### INSTRUCTIONS FOR THE TASK
Reproduce all the lines below exactly and omit the images.

### DATASET EXCERPT
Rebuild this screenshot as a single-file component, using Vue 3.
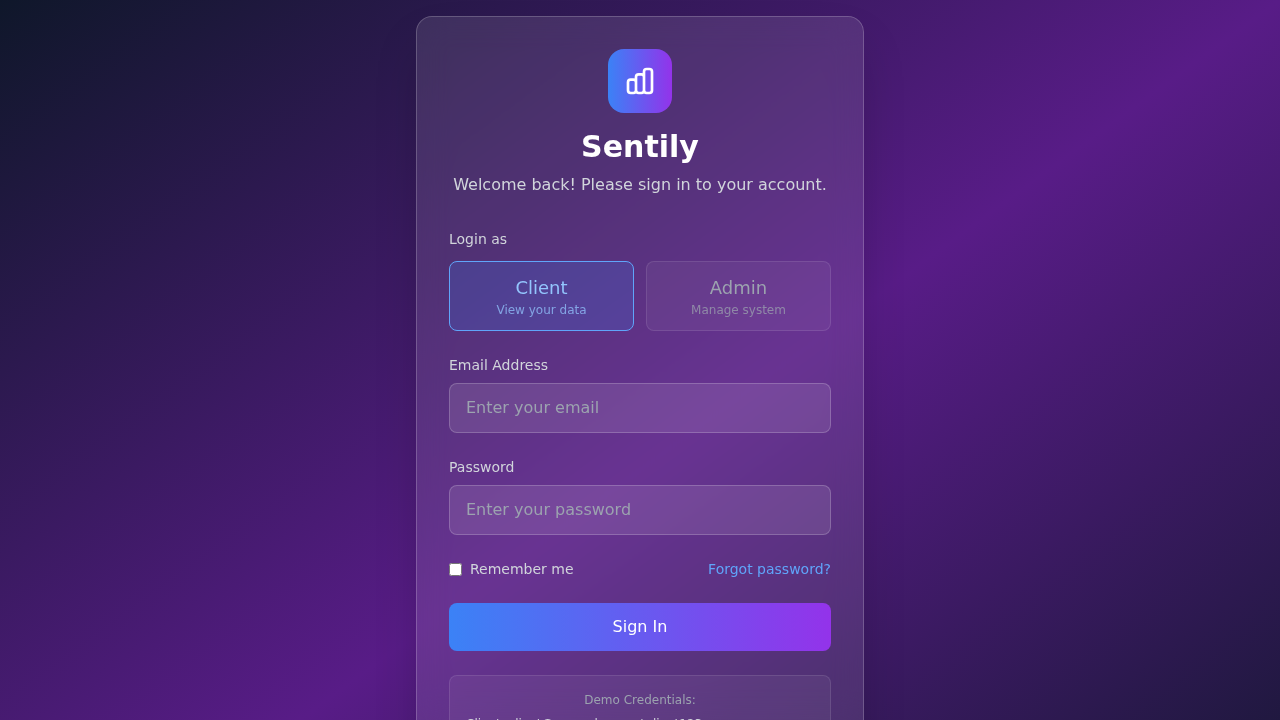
<script setup>
import { ref } from 'vue'

const loginAs = ref('client')
const roles = [
  { id: 'client', name: 'Client', hint: 'View your data' },
  { id: 'admin', name: 'Admin', hint: 'Manage system' },
]
</script>

<template>
  <div class="page">
    <main class="card">
      <header class="head">
        <div class="logo">
          <svg viewBox="0 0 24 24" fill="none" stroke="currentColor" stroke-width="2" stroke-linecap="round" stroke-linejoin="round">
            <path d="M9 19v-6a2 2 0 00-2-2H5a2 2 0 00-2 2v6a2 2 0 002 2h2a2 2 0 002-2zm0 0V9a2 2 0 012-2h2a2 2 0 012 2v10m-6 0a2 2 0 002 2h2a2 2 0 002-2m0 0V5a2 2 0 012-2h2a2 2 0 012 2v14a2 2 0 01-2 2h-2a2 2 0 01-2-2z" />
          </svg>
        </div>
        <h1>Sentily</h1>
        <p>Welcome back! Please sign in to your account.</p>
      </header>

      <div class="roles-label">Login as</div>
      <div class="roles">
        <button
          v-for="role in roles"
          :key="role.id"
          type="button"
          class="role"
          :class="{ active: loginAs === role.id }"
          @click="loginAs = role.id"
        >
          <span class="role-name">{{ role.name }}</span>
          <span class="role-hint">{{ role.hint }}</span>
        </button>
      </div>

      <form @submit.prevent>
        <label class="field">
          <span>Email Address</span>
          <input type="email" placeholder="Enter your email" />
        </label>
        <label class="field">
          <span>Password</span>
          <input type="password" placeholder="Enter your password" />
        </label>
        <div class="options">
          <label class="remember"><input type="checkbox" /><span>Remember me</span></label>
          <a href="#">Forgot password?</a>
        </div>
        <button class="submit" type="submit">Sign In</button>
      </form>

      <section class="demo">
        <p class="demo-title">Demo Credentials:</p>
        <p>Client: client@example.com / client123</p>
      </section>
    </main>
  </div>
</template>

<style>
body {
  overflow: hidden;
}
</style>

<style scoped>
* {
  box-sizing: border-box;
  margin: 0;
}
.page {
  height: 100vh;
  overflow: hidden;
  padding: 16px;
  display: flex;
  justify-content: center;
  align-items: flex-start;
  background: linear-gradient(to bottom right, #0f172a, #581c87, #0f172a) 0 0 / 100% 940px no-repeat;
  font-family: "DejaVu Sans", sans-serif;
  font-size: 16px;
  line-height: 24px;
  color: #fff;
}
.card {
  width: 448px;
  min-height: 908px;
  padding: 32px;
  border: 1px solid rgba(255, 255, 255, 0.2);
  border-radius: 16px;
  background: rgba(255, 255, 255, 0.1);
  backdrop-filter: blur(16px);
  box-shadow: 0 25px 50px -12px rgba(0, 0, 0, 0.25);
}
.head {
  text-align: center;
  margin-bottom: 32px;
}
.logo {
  width: 64px;
  height: 64px;
  margin: 0 auto 16px;
  border-radius: 16px;
  display: flex;
  align-items: center;
  justify-content: center;
  background: linear-gradient(to right, #3b82f6, #9333ea);
}
.logo svg {
  width: 32px;
  height: 32px;
}
h1 {
  font-size: 30px;
  line-height: 36px;
  font-weight: 700;
  margin-bottom: 8px;
}
.head p {
  color: #d1d5db;
}
.roles-label,
.field > span {
  display: block;
  font-size: 14px;
  line-height: 20px;
  color: #d1d5db;
}
.roles-label {
  margin-bottom: 12px;
}
.roles {
  display: grid;
  grid-template-columns: 1fr 1fr;
  gap: 12px;
  margin-bottom: 24px;
}
button,
input {
  font-family: inherit;
}
.role {
  padding: 12px;
  height: 70px;
  border: 1px solid rgba(255, 255, 255, 0.1);
  border-radius: 8px;
  background: rgba(255, 255, 255, 0.05);
  color: #9ca3af;
}
.role.active {
  border-color: #60a5fa;
  background: rgba(59, 130, 246, 0.2);
  color: #93c5fd;
}
.role-name {
  display: block;
  font-size: 18px;
  line-height: 28px;
}
.role-hint {
  display: block;
  font-size: 12px;
  line-height: 16px;
  opacity: 0.75;
}
.field {
  display: block;
  margin-bottom: 24px;
}
.field input {
  display: block;
  width: 100%;
  height: 50px;
  margin-top: 8px;
  padding: 12px 16px 13px;
  font-size: 16px;
  color: #fff;
  background: rgba(255, 255, 255, 0.1);
  border: 1px solid rgba(255, 255, 255, 0.2);
  border-radius: 8px;
}
.field input::placeholder {
  color: #9ca3af;
}
.options {
  display: flex;
  justify-content: space-between;
  align-items: center;
  font-size: 14px;
  line-height: 20px;
  margin-bottom: 24px;
}
.remember {
  display: flex;
  align-items: center;
  gap: 8px;
  color: #d1d5db;
}
.remember input {
  width: 13px;
  height: 13px;
}
.options a {
  color: #60a5fa;
  text-decoration: none;
}
.submit {
  display: block;
  width: 100%;
  height: 48px;
  border: 0;
  border-radius: 8px;
  font-size: 16px;
  line-height: 24px;
  color: #fff;
  background: linear-gradient(to right, #3b82f6, #9333ea);
}
.demo {
  margin-top: 24px;
  padding: 16px;
  border: 1px solid rgba(255, 255, 255, 0.1);
  border-radius: 8px;
  background: rgba(255, 255, 255, 0.05);
  font-size: 12px;
  line-height: 16px;
  color: #d1d5db;
  min-height: 120px;
}
.demo p + p {
  margin-top: 8px;
}
.demo .demo-title {
  text-align: center;
  color: #9ca3af;
}
</style>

### TASK SOLUTION
Rebuild this screenshot as a single-file component, using Vue 3.
<script setup>
import { ref } from 'vue'

const loginAs = ref('client')
const roles = [
  { id: 'client', name: 'Client', hint: 'View your data' },
  { id: 'admin', name: 'Admin', hint: 'Manage system' },
]
</script>

<template>
  <div class="page">
    <main class="card">
      <header class="head">
        <div class="logo">
          <svg viewBox="0 0 24 24" fill="none" stroke="currentColor" stroke-width="2" stroke-linecap="round" stroke-linejoin="round">
            <path d="M9 19v-6a2 2 0 00-2-2H5a2 2 0 00-2 2v6a2 2 0 002 2h2a2 2 0 002-2zm0 0V9a2 2 0 012-2h2a2 2 0 012 2v10m-6 0a2 2 0 002 2h2a2 2 0 002-2m0 0V5a2 2 0 012-2h2a2 2 0 012 2v14a2 2 0 01-2 2h-2a2 2 0 01-2-2z" />
          </svg>
        </div>
        <h1>Sentily</h1>
        <p>Welcome back! Please sign in to your account.</p>
      </header>

      <div class="roles-label">Login as</div>
      <div class="roles">
        <button
          v-for="role in roles"
          :key="role.id"
          type="button"
          class="role"
          :class="{ active: loginAs === role.id }"
          @click="loginAs = role.id"
        >
          <span class="role-name">{{ role.name }}</span>
          <span class="role-hint">{{ role.hint }}</span>
        </button>
      </div>

      <form @submit.prevent>
        <label class="field">
          <span>Email Address</span>
          <input type="email" placeholder="Enter your email" />
        </label>
        <label class="field">
          <span>Password</span>
          <input type="password" placeholder="Enter your password" />
        </label>
        <div class="options">
          <label class="remember"><input type="checkbox" /><span>Remember me</span></label>
          <a href="#">Forgot password?</a>
        </div>
        <button class="submit" type="submit">Sign In</button>
      </form>

      <section class="demo">
        <p class="demo-title">Demo Credentials:</p>
        <p>Client: client@example.com / client123</p>
      </section>
    </main>
  </div>
</template>

<style>
body {
  overflow: hidden;
}
</style>

<style scoped>
* {
  box-sizing: border-box;
  margin: 0;
}
.page {
  height: 100vh;
  overflow: hidden;
  padding: 16px;
  display: flex;
  justify-content: center;
  align-items: flex-start;
  background: linear-gradient(to bottom right, #0f172a, #581c87, #0f172a) 0 0 / 100% 940px no-repeat;
  font-family: "DejaVu Sans", sans-serif;
  font-size: 16px;
  line-height: 24px;
  color: #fff;
}
.card {
  width: 448px;
  min-height: 908px;
  padding: 32px;
  border: 1px solid rgba(255, 255, 255, 0.2);
  border-radius: 16px;
  background: rgba(255, 255, 255, 0.1);
  backdrop-filter: blur(16px);
  box-shadow: 0 25px 50px -12px rgba(0, 0, 0, 0.25);
}
.head {
  text-align: center;
  margin-bottom: 32px;
}
.logo {
  width: 64px;
  height: 64px;
  margin: 0 auto 16px;
  border-radius: 16px;
  display: flex;
  align-items: center;
  justify-content: center;
  background: linear-gradient(to right, #3b82f6, #9333ea);
}
.logo svg {
  width: 32px;
  height: 32px;
}
h1 {
  font-size: 30px;
  line-height: 36px;
  font-weight: 700;
  margin-bottom: 8px;
}
.head p {
  color: #d1d5db;
}
.roles-label,
.field > span {
  display: block;
  font-size: 14px;
  line-height: 20px;
  color: #d1d5db;
}
.roles-label {
  margin-bottom: 12px;
}
.roles {
  display: grid;
  grid-template-columns: 1fr 1fr;
  gap: 12px;
  margin-bottom: 24px;
}
button,
input {
  font-family: inherit;
}
.role {
  padding: 12px;
  height: 70px;
  border: 1px solid rgba(255, 255, 255, 0.1);
  border-radius: 8px;
  background: rgba(255, 255, 255, 0.05);
  color: #9ca3af;
}
.role.active {
  border-color: #60a5fa;
  background: rgba(59, 130, 246, 0.2);
  color: #93c5fd;
}
.role-name {
  display: block;
  font-size: 18px;
  line-height: 28px;
}
.role-hint {
  display: block;
  font-size: 12px;
  line-height: 16px;
  opacity: 0.75;
}
.field {
  display: block;
  margin-bottom: 24px;
}
.field input {
  display: block;
  width: 100%;
  height: 50px;
  margin-top: 8px;
  padding: 12px 16px 13px;
  font-size: 16px;
  color: #fff;
  background: rgba(255, 255, 255, 0.1);
  border: 1px solid rgba(255, 255, 255, 0.2);
  border-radius: 8px;
}
.field input::placeholder {
  color: #9ca3af;
}
.options {
  display: flex;
  justify-content: space-between;
  align-items: center;
  font-size: 14px;
  line-height: 20px;
  margin-bottom: 24px;
}
.remember {
  display: flex;
  align-items: center;
  gap: 8px;
  color: #d1d5db;
}
.remember input {
  width: 13px;
  height: 13px;
}
.options a {
  color: #60a5fa;
  text-decoration: none;
}
.submit {
  display: block;
  width: 100%;
  height: 48px;
  border: 0;
  border-radius: 8px;
  font-size: 16px;
  line-height: 24px;
  color: #fff;
  background: linear-gradient(to right, #3b82f6, #9333ea);
}
.demo {
  margin-top: 24px;
  padding: 16px;
  border: 1px solid rgba(255, 255, 255, 0.1);
  border-radius: 8px;
  background: rgba(255, 255, 255, 0.05);
  font-size: 12px;
  line-height: 16px;
  color: #d1d5db;
  min-height: 120px;
}
.demo p + p {
  margin-top: 8px;
}
.demo .demo-title {
  text-align: center;
  color: #9ca3af;
}
</style>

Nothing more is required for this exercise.